§ **Supplied information**:
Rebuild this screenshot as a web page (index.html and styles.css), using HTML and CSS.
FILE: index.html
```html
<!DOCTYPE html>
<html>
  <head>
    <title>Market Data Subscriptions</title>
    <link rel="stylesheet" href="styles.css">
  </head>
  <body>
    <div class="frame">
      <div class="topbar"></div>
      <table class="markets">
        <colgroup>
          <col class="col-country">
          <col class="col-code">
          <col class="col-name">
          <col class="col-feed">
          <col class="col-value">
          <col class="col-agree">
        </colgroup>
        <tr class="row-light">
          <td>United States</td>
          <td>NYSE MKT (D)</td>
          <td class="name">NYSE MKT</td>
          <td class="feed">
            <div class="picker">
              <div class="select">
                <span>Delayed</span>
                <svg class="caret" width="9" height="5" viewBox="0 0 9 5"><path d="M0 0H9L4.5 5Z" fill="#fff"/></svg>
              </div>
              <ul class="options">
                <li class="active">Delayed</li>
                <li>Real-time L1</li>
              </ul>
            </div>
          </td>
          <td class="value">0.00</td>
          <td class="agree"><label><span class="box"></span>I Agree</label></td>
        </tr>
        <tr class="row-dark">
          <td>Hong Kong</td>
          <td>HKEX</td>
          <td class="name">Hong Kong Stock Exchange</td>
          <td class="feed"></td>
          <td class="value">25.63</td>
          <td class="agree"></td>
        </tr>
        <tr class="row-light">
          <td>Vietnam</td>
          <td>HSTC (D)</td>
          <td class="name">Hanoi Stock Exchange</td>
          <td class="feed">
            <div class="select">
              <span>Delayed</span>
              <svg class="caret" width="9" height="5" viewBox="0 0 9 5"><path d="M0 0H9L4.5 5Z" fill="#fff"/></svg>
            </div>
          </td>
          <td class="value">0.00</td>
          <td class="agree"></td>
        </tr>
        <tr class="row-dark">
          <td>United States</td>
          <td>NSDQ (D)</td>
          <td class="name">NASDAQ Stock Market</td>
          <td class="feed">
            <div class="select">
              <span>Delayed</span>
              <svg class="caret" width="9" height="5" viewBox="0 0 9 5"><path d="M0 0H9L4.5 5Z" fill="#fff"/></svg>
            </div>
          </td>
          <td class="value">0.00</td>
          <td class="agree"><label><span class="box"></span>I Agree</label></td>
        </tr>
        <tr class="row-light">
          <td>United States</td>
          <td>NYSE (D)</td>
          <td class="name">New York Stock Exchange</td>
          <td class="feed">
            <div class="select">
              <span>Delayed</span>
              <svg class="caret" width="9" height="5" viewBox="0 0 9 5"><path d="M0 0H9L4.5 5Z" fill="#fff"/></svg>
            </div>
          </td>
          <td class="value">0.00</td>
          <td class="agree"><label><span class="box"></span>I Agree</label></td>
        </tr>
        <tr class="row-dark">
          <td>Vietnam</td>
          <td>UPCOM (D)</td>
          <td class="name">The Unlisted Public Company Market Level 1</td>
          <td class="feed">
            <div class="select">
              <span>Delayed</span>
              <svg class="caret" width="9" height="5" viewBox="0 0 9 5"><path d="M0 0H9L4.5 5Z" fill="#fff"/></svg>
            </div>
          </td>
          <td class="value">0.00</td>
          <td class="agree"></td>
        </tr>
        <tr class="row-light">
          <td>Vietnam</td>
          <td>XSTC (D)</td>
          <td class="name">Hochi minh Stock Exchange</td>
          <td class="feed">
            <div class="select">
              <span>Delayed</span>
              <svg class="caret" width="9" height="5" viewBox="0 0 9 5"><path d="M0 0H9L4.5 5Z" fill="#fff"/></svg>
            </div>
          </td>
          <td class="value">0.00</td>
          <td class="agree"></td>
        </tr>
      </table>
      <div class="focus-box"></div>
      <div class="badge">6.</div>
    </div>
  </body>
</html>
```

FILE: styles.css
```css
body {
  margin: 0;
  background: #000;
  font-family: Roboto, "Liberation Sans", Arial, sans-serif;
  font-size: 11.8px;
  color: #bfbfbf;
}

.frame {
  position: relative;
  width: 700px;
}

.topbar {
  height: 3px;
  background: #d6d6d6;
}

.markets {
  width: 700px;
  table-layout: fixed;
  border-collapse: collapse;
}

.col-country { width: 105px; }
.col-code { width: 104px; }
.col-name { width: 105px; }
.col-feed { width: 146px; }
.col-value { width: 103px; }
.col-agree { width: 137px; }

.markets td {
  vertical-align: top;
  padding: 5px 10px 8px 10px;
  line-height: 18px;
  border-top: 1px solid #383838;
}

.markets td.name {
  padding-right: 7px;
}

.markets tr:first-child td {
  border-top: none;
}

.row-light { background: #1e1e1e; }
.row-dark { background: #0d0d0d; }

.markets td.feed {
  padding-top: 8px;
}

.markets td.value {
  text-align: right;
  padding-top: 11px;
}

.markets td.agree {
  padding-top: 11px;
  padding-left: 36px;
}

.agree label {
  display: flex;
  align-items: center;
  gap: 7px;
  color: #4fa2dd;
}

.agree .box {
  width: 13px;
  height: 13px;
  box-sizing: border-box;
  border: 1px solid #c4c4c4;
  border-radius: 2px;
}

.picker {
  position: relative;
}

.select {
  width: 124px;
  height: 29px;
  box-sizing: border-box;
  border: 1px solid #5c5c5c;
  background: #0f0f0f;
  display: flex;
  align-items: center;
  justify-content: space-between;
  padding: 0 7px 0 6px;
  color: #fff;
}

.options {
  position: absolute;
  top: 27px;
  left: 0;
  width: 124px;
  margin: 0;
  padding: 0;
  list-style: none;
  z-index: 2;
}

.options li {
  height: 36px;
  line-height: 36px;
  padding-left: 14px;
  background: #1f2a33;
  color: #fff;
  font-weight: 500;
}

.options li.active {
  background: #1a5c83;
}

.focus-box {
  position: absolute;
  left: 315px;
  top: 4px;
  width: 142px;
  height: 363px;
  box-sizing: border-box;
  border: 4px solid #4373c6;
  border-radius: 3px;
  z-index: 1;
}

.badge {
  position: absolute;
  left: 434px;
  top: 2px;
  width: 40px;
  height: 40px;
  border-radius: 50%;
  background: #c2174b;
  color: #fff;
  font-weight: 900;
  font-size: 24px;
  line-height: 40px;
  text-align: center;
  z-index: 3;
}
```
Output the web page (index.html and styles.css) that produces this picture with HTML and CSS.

§ **What you should do**: Please set down the whole listing above without altering a single line.

§ **Exercise answer**:
Rebuild this screenshot as a web page (index.html and styles.css), using HTML and CSS.
FILE: index.html
```html
<!DOCTYPE html>
<html>
  <head>
    <title>Market Data Subscriptions</title>
    <link rel="stylesheet" href="styles.css">
  </head>
  <body>
    <div class="frame">
      <div class="topbar"></div>
      <table class="markets">
        <colgroup>
          <col class="col-country">
          <col class="col-code">
          <col class="col-name">
          <col class="col-feed">
          <col class="col-value">
          <col class="col-agree">
        </colgroup>
        <tr class="row-light">
          <td>United States</td>
          <td>NYSE MKT (D)</td>
          <td class="name">NYSE MKT</td>
          <td class="feed">
            <div class="picker">
              <div class="select">
                <span>Delayed</span>
                <svg class="caret" width="9" height="5" viewBox="0 0 9 5"><path d="M0 0H9L4.5 5Z" fill="#fff"/></svg>
              </div>
              <ul class="options">
                <li class="active">Delayed</li>
                <li>Real-time L1</li>
              </ul>
            </div>
          </td>
          <td class="value">0.00</td>
          <td class="agree"><label><span class="box"></span>I Agree</label></td>
        </tr>
        <tr class="row-dark">
          <td>Hong Kong</td>
          <td>HKEX</td>
          <td class="name">Hong Kong Stock Exchange</td>
          <td class="feed"></td>
          <td class="value">25.63</td>
          <td class="agree"></td>
        </tr>
        <tr class="row-light">
          <td>Vietnam</td>
          <td>HSTC (D)</td>
          <td class="name">Hanoi Stock Exchange</td>
          <td class="feed">
            <div class="select">
              <span>Delayed</span>
              <svg class="caret" width="9" height="5" viewBox="0 0 9 5"><path d="M0 0H9L4.5 5Z" fill="#fff"/></svg>
            </div>
          </td>
          <td class="value">0.00</td>
          <td class="agree"></td>
        </tr>
        <tr class="row-dark">
          <td>United States</td>
          <td>NSDQ (D)</td>
          <td class="name">NASDAQ Stock Market</td>
          <td class="feed">
            <div class="select">
              <span>Delayed</span>
              <svg class="caret" width="9" height="5" viewBox="0 0 9 5"><path d="M0 0H9L4.5 5Z" fill="#fff"/></svg>
            </div>
          </td>
          <td class="value">0.00</td>
          <td class="agree"><label><span class="box"></span>I Agree</label></td>
        </tr>
        <tr class="row-light">
          <td>United States</td>
          <td>NYSE (D)</td>
          <td class="name">New York Stock Exchange</td>
          <td class="feed">
            <div class="select">
              <span>Delayed</span>
              <svg class="caret" width="9" height="5" viewBox="0 0 9 5"><path d="M0 0H9L4.5 5Z" fill="#fff"/></svg>
            </div>
          </td>
          <td class="value">0.00</td>
          <td class="agree"><label><span class="box"></span>I Agree</label></td>
        </tr>
        <tr class="row-dark">
          <td>Vietnam</td>
          <td>UPCOM (D)</td>
          <td class="name">The Unlisted Public Company Market Level 1</td>
          <td class="feed">
            <div class="select">
              <span>Delayed</span>
              <svg class="caret" width="9" height="5" viewBox="0 0 9 5"><path d="M0 0H9L4.5 5Z" fill="#fff"/></svg>
            </div>
          </td>
          <td class="value">0.00</td>
          <td class="agree"></td>
        </tr>
        <tr class="row-light">
          <td>Vietnam</td>
          <td>XSTC (D)</td>
          <td class="name">Hochi minh Stock Exchange</td>
          <td class="feed">
            <div class="select">
              <span>Delayed</span>
              <svg class="caret" width="9" height="5" viewBox="0 0 9 5"><path d="M0 0H9L4.5 5Z" fill="#fff"/></svg>
            </div>
          </td>
          <td class="value">0.00</td>
          <td class="agree"></td>
        </tr>
      </table>
      <div class="focus-box"></div>
      <div class="badge">6.</div>
    </div>
  </body>
</html>
```

FILE: styles.css
```css
body {
  margin: 0;
  background: #000;
  font-family: Roboto, "Liberation Sans", Arial, sans-serif;
  font-size: 11.8px;
  color: #bfbfbf;
}

.frame {
  position: relative;
  width: 700px;
}

.topbar {
  height: 3px;
  background: #d6d6d6;
}

.markets {
  width: 700px;
  table-layout: fixed;
  border-collapse: collapse;
}

.col-country { width: 105px; }
.col-code { width: 104px; }
.col-name { width: 105px; }
.col-feed { width: 146px; }
.col-value { width: 103px; }
.col-agree { width: 137px; }

.markets td {
  vertical-align: top;
  padding: 5px 10px 8px 10px;
  line-height: 18px;
  border-top: 1px solid #383838;
}

.markets td.name {
  padding-right: 7px;
}

.markets tr:first-child td {
  border-top: none;
}

.row-light { background: #1e1e1e; }
.row-dark { background: #0d0d0d; }

.markets td.feed {
  padding-top: 8px;
}

.markets td.value {
  text-align: right;
  padding-top: 11px;
}

.markets td.agree {
  padding-top: 11px;
  padding-left: 36px;
}

.agree label {
  display: flex;
  align-items: center;
  gap: 7px;
  color: #4fa2dd;
}

.agree .box {
  width: 13px;
  height: 13px;
  box-sizing: border-box;
  border: 1px solid #c4c4c4;
  border-radius: 2px;
}

.picker {
  position: relative;
}

.select {
  width: 124px;
  height: 29px;
  box-sizing: border-box;
  border: 1px solid #5c5c5c;
  background: #0f0f0f;
  display: flex;
  align-items: center;
  justify-content: space-between;
  padding: 0 7px 0 6px;
  color: #fff;
}

.options {
  position: absolute;
  top: 27px;
  left: 0;
  width: 124px;
  margin: 0;
  padding: 0;
  list-style: none;
  z-index: 2;
}

.options li {
  height: 36px;
  line-height: 36px;
  padding-left: 14px;
  background: #1f2a33;
  color: #fff;
  font-weight: 500;
}

.options li.active {
  background: #1a5c83;
}

.focus-box {
  position: absolute;
  left: 315px;
  top: 4px;
  width: 142px;
  height: 363px;
  box-sizing: border-box;
  border: 4px solid #4373c6;
  border-radius: 3px;
  z-index: 1;
}

.badge {
  position: absolute;
  left: 434px;
  top: 2px;
  width: 40px;
  height: 40px;
  border-radius: 50%;
  background: #c2174b;
  color: #fff;
  font-weight: 900;
  font-size: 24px;
  line-height: 40px;
  text-align: center;
  z-index: 3;
}
```
Output the web page (index.html and styles.css) that produces this picture with HTML and CSS.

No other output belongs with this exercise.